In the 1600s, sunspots were more closely documented and generally accepted. Numerous writings and drawings from previous periods show that observers saw areas of apparent darkness on the surface of the sun. Sunspots appear dark because they are cooler than the rest of the surface of the sun, but they are actually extremely bright. They are irregularly shaped, and tend to appear in clusters or groups, always within five to 35 degrees North and South of the sun's equator.


The cause of sun spots is a magnetic storm. The spots serve as a visual indicator of increased magnetic activity on that area of the sun, and they are commonly accompanied by coronal mass ejections, better known as solar flares. Heavy magnetic activity can impact life on Earth by disrupting communications and the weather, and may have led to climate anomalies in the past.

The sun is not the only celestial body to have characteristic spots marking magnetic activity. On other stars, the dark marks are known as “starspots.” In all cases, they appear to run in cycles. The sun has an 11 year solar cycle with periods of increased activity at the beginning and the end of the cycle. This cycle has been documented and studied since the 1800s, when astronomers began to probe more deeply into sunspots and the solar system in general.
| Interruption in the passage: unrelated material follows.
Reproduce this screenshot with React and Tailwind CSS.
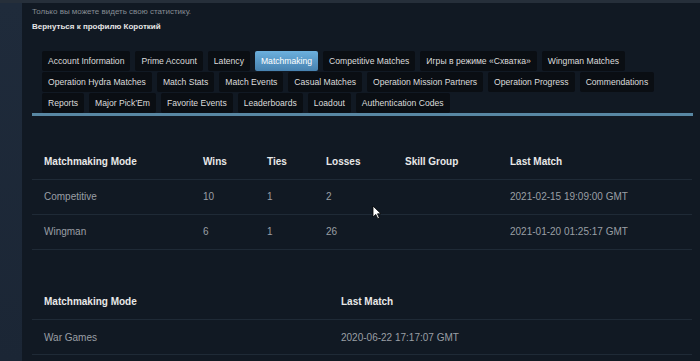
const tabRows = [
  ['Account Information', 'Prime Account', 'Latency', 'Matchmaking', 'Competitive Matches', 'Игры в режиме «Схватка»', 'Wingman Matches'],
  ['Operation Hydra Matches', 'Match Stats', 'Match Events', 'Casual Matches', 'Operation Mission Partners', 'Operation Progress', 'Commendations'],
  ['Reports', 'Major Pick’Em', 'Favorite Events', 'Leaderboards', 'Loadout', 'Authentication Codes'],
];

const modes = [
  { mode: 'Competitive', wins: '10', ties: '1', losses: '2', skill: '', last: '2021-02-15 19:09:00 GMT' },
  { mode: 'Wingman', wins: '6', ties: '1', losses: '26', skill: '', last: '2021-01-20 01:25:17 GMT' },
];

const Tab = ({ label }) => {
  const active = label === 'Matchmaking';
  return (
    <div
      className={
        'h-[20px] px-[6px] flex items-center rounded-[2px] text-[8.6px] whitespace-nowrap ' +
        (active
          ? 'bg-gradient-to-b from-[#6cb0de] to-[#4782b0] text-white'
          : 'bg-[#0a0e13] text-[#dcdcdc]')
      }
    >
      {label}
    </div>
  );
};

const Cursor = () => (
  <svg className="absolute left-[372px] top-[202px]" width="10" height="15" viewBox="0 0 10 15">
    <path d="M1 1 L1 12 L3.8 9.4 L5.8 13.8 L7.4 13 L5.5 8.8 L9 8.8 Z" fill="#fff" stroke="#000" strokeWidth="0.8" />
  </svg>
);

export default function App() {
  return (
    <div className="relative flex h-[361px] w-[700px] overflow-hidden border-t-[3px] border-[#262f3a] bg-[#111923] font-['Liberation_Sans',Arial,sans-serif]">
      <div className="w-[22px] shrink-0 bg-gradient-to-b from-[#1f2b3b] to-[#1b2635]" />
      <div className="flex-1 flex flex-col pl-[10px] pr-[7px] pt-[3px]">
        <div className="text-[8px] leading-[12px] text-[#868c93]">Только вы можете видеть свою статистику.</div>
        <div className="mt-[3px] text-[8px] leading-[12px] font-bold text-[#e6e6e6]">Вернуться к профилю Короткий</div>

        <div className="mt-[18px] flex flex-col gap-[1px] pl-[10px]">
          {tabRows.map((row, i) => (
            <div key={i} className="flex gap-[5px]">
              {row.map((t) => (
                <Tab key={t} label={t} />
              ))}
            </div>
          ))}
        </div>
        <div className="h-[3px] bg-[#5887a3]" />

        <table className="mt-[28px] w-[660px] table-fixed border-collapse text-[10px]">
          <colgroup>
            <col className="w-[159px]" />
            <col className="w-[64px]" />
            <col className="w-[59px]" />
            <col className="w-[79px]" />
            <col className="w-[105px]" />
            <col />
          </colgroup>
          <thead>
            <tr className="h-[35px] border-b border-[#1f2a36] text-left text-[#e8e8e8]">
              <th className="pl-[12px] font-bold">Matchmaking Mode</th>
              <th className="pl-[12px] font-bold">Wins</th>
              <th className="pl-[12px] font-bold">Ties</th>
              <th className="pl-[12px] font-bold">Losses</th>
              <th className="pl-[12px] font-bold">Skill Group</th>
              <th className="pl-[12px] font-bold">Last Match</th>
            </tr>
          </thead>
          <tbody>
            {modes.map((m) => (
              <tr key={m.mode} className="h-[35px] border-b border-[#1f2a36] text-[#9a9fa5]">
                <td className="pl-[12px]">{m.mode}</td>
                <td className="pl-[12px]">{m.wins}</td>
                <td className="pl-[12px]">{m.ties}</td>
                <td className="pl-[12px]">{m.losses}</td>
                <td className="pl-[12px]">{m.skill}</td>
                <td className="pl-[12px]">{m.last}</td>
              </tr>
            ))}
          </tbody>
        </table>

        <table className="mt-[35px] w-[660px] table-fixed border-collapse text-[10px]">
          <colgroup>
            <col className="w-[297px]" />
            <col />
          </colgroup>
          <thead>
            <tr className="h-[35px] border-b border-[#1f2a36] text-left text-[#e8e8e8]">
              <th className="pl-[12px] font-bold">Matchmaking Mode</th>
              <th className="pl-[12px] font-bold">Last Match</th>
            </tr>
          </thead>
          <tbody>
            <tr className="h-[35px] border-b border-[#1f2a36] text-[#9a9fa5]">
              <td className="pl-[12px]">War Games</td>
              <td className="pl-[12px]">2020-06-22 17:17:07 GMT</td>
            </tr>
          </tbody>
        </table>
      </div>
      <Cursor />
    </div>
  );
}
Sometimes, sunspots are so large that they can actually be seen with the naked eye, although this would cause retinal damage. However, using filters and a weak telescope can reveal sunspots during periods of high activity. Astronomy observatories use heavy duty telescopes and roving space craft to aid them in their studies of sun spots. Published images of sun spots can be found, often with special filters applied to reveal solar flares and magnetic hot spots associated with the sunspots.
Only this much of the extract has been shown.